Section 1: Market Ideology
Included in this plan should be your specific goals, perhaps a motivating quote which acts as your inspiration, and your ideology towards the markets.
This section of your plan is important because it gives your direction and guidance, which is especially helpful through the hard times (as there will be some).
Section 2: Trading Strategy
This is the section we will be addressing today. If you haven’t completed section 1 you can read about developing trading goals and their importance in my Getting Started post.
A winning trading strategy should be incredibly detailed. Every possible outcome must be thought out and accounted for in order to succeed. Often times, once a trader places a trade their plan and objectivity go out the window. As the saying goes, luck favors the prepared. So take the time to develop your strategy before making that first live trade.
Outline of a Winning Trading Strategy
A trading plan may contain multiple strategies, but I recommend first going through the process of fully developing and fine tuning one strategy before moving on to a second. Once you have your first strategy to the point where you can visualize the setups in your sleep and enter your trades without hesitation you are ready to build additional strategies.
Set your risk limits at the time you open your trading account:
- Max Daily Loss: How much are you willing to lose in a day before you stop trading?
(Rule of Thumb: No more than 5% of your trading capital)
- Max Loss per Trade: How much are you comfortable risking on each trade?
(Rule of Thumb: 1% of your total trading capital)
Specify the markets and times of the day you will trade:
- Pick a Market: What market and trading vehicle fits your goals and personality?
While there is always a market open somewhere, the best traders focus on a select few and specific times to trade them.
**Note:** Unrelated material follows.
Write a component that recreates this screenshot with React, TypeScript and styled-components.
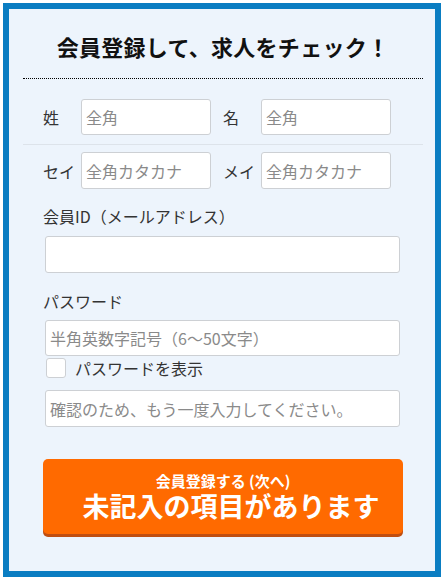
import React from "react";
import styled, { createGlobalStyle } from "styled-components";

const Global = createGlobalStyle`
  html, body { margin: 0; padding: 0; background: #ffffff; }
  body { font-family: "Noto Sans CJK JP", "Noto Sans", sans-serif; }
  * { box-sizing: border-box; }
`;

const Frame = styled.div`
  margin: 3px;
  width: 438px;
  height: 574px;
  border: 6px solid #0a7dc2;
  background: #edf4fc;
  padding: 0 12px 0 14px;
`;

const Header = styled.h2`
  margin: 0;
  padding: 22px 0 17px;
  text-align: center;
  font-size: 22px;
  line-height: 30px;
  font-weight: 700;
  letter-spacing: 0.3px;
  color: #111;
  border-bottom: 1px dotted #000;
`;

const NameRow = styled.div<{ $top: number; $bottom: number; $divider?: boolean }>`
  display: flex;
  align-items: center;
  padding-top: ${(p) => p.$top}px;
  padding-bottom: ${(p) => p.$bottom}px;
  border-bottom: ${(p) => (p.$divider ? "1px solid #dde3ea" : "none")};
`;

const NameLabel = styled.span<{ $w: number; $pl: number }>`
  width: ${(p) => p.$w}px;
  padding-left: ${(p) => p.$pl}px;
  font-size: 16px;
  color: #333;
  white-space: nowrap;
`;

const TextInput = styled.input<{ $w: number; $h: number }>`
  width: ${(p) => p.$w}px;
  height: ${(p) => p.$h}px;
  border: 1px solid #cdd0d4;
  border-radius: 3px;
  background: #fff;
  padding: 0 4px;
  font-family: "Noto Sans CJK JP", "Noto Sans", sans-serif;
  font-size: 16px;
  color: #333;
  outline: none;
  &::placeholder { color: #8a8a8a; }
`;

const Field = styled.div<{ $top: number }>`
  margin-top: ${(p) => p.$top}px;
  padding-left: 22px;
  display: flex;
  flex-direction: column;
`;

const FieldLabel = styled.label<{ $gap: number }>`
  margin-left: -2px;
  margin-bottom: ${(p) => p.$gap}px;
  font-size: 16px;
  line-height: 24px;
  color: #333;
`;

const CheckRow = styled.label`
  margin-top: 2px;
  display: flex;
  align-items: center;
  gap: 9px;
  height: 20px;
  font-size: 16px;
  color: #333;
  padding-left: 1px;
`;

const Box = styled.span`
  width: 20px;
  height: 20px;
  border: 1px solid #cdd0d4;
  border-radius: 3px;
  background: #fff;
`;

const Submit = styled.button`
  margin-top: 32px;
  margin-left: 20px;
  width: 360px;
  height: 75px;
  border: none;
  border-radius: 5px;
  background: #ff6a00;
  box-shadow: 0 3px 0 #c04e10;
  color: #fff;
  padding: 12px 0 0;
  display: flex;
  flex-direction: column;
  align-items: center;
  justify-content: flex-start;
  font-family: "Noto Sans CJK JP", "Noto Sans", sans-serif;
  font-weight: 700;
`;

const SubText = styled.span`
  font-size: 15px;
  line-height: 20px;
`;

const MainText = styled.span`
  font-size: 27px;
  line-height: 30px;
  padding-left: 16px;
`;

export default function App() {
  return (
    <>
      <Global />
      <Frame>
        <Header>会員登録して、求人をチェック！</Header>
        <NameRow $top={20} $bottom={9} $divider>
          <NameLabel $w={58} $pl={20}>姓</NameLabel>
          <TextInput $w={130} $h={36} placeholder="全角" />
          <NameLabel $w={50} $pl={12}>名</NameLabel>
          <TextInput $w={130} $h={36} placeholder="全角" />
        </NameRow>
        <NameRow $top={7} $bottom={0}>
          <NameLabel $w={58} $pl={20}>セイ</NameLabel>
          <TextInput $w={130} $h={37} placeholder="全角カタカナ" />
          <NameLabel $w={50} $pl={12}>メイ</NameLabel>
          <TextInput $w={130} $h={37} placeholder="全角カタカナ" />
        </NameRow>
        <Field $top={15}>
          <FieldLabel $gap={8}>会員ID（メールアドレス）</FieldLabel>
          <TextInput $w={355} $h={37} />
        </Field>
        <Field $top={16}>
          <FieldLabel $gap={7}>パスワード</FieldLabel>
          <TextInput $w={355} $h={36} type="password" placeholder="半角英数字記号（6〜50文字）" />
          <CheckRow>
            <Box />
            パスワードを表示
          </CheckRow>
        </Field>
        <Field $top={12}>
          <TextInput $w={355} $h={37} type="password" placeholder="確認のため、もう一度入力してください。" />
        </Field>
        <Submit type="button">
          <SubText>会員登録する (次へ)</SubText>
          <MainText>未記入の項目があります</MainText>
        </Submit>
      </Frame>
    </>
  );
}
There are other vehicles out there besides the common Stocks, Options, Futures, and Forex. What works for one trader may not work for you and vice versa.
- Pick a Time: What does your schedule allow for trading time?
Integrating trading into your already hectic schedule probably means incorporating work, family, and recreation. When first starting out I recommend sticking to the larger time frame of a daily chart rather than jumping into day trading. This is because the moves take longer to develop. You can build a strategy and your patience at the same time. Remember, speed does not necessarily equate to more profits. In most cases it’s the larger time frames that pay the biggest rewards.
Choose a Methodology
Your methodology is only a small piece of a winning trading system. Success results from perfect execution. When searching through various indicators, technical analysis studies and fundamental analysis criteria remember to K.I.S.S – keep it simple stupid.
- Picking an Indicator: Begin with price and volume
Open up your trading platform and remove all the indicators from your screen. In fact, remove everything except a candlestick or bar chart of the market in which you have selected to trade. Watch the price action and study the volume patterns for two weeks.
Print out daily charts and identify the inflection points. That is, points when the market starts moving. Go back and look for trends in volume and similar candlestick or bar formations that happen repeatedly. Once you’ve identified a number of similar patterns you can then introduce and indicator to help filter out the false moves and help pinpoint the best entries.
My Own Trading Strategy
Fibonacci retracements, market internals, and candlestick charts are the three tools that make up the basis of my own methodology.
Develop a Structure of Trading Rules
Here are some examples of general trading rules that I use:
1. Plan your trade and trade your plan.
2. Keep things simple.
3. Only place trades when you are in a calm, cool, and collected state.
4. Be selective with your trades!
5. Don’t chase trades.
6. Don’t buy highs, don’t sell lows.
7. Never let a big winner turn into a loser.
8. Never add to a losing position.
9. Understanding human behavior is more important than understanding economics.
10. You alone are held accountable for every trade.
11. Attitude influences behavior so keep a positive attitude.
12. Hold opinions loosely.
13. Don’t dwell on past trades.
14. If the market doesn’t act as initially anticipated, get out.
15. Be prepared to adapt as market conditions vary.
Establish Your Position Size
If trading contract markets such as options and futures, begin with one contract. However, once you develop a feel for the markets it will be more beneficial to move to two. This is because you now have the ability to scale out which can dramatically improve your returns.
If trading stock, use the following equation to determine how many shares to buy.
- Stock Position Calculation: $ risk per trade / $ stop
For example if your risk per trade is set to $100, and you plan to place a $5 stop on the trade you are allowed to purchase 20 shares ($100 / $5 = 20).
Things to account for before you place EVERY trade:
- Defined Entry
- Defined Stop
- Defined Profit Target(s)
Hands down this is the most important part of your strategy, defining your entry, stop, and target before you place the trade will keep you objective and thinking clearly as the trade starts to unfold.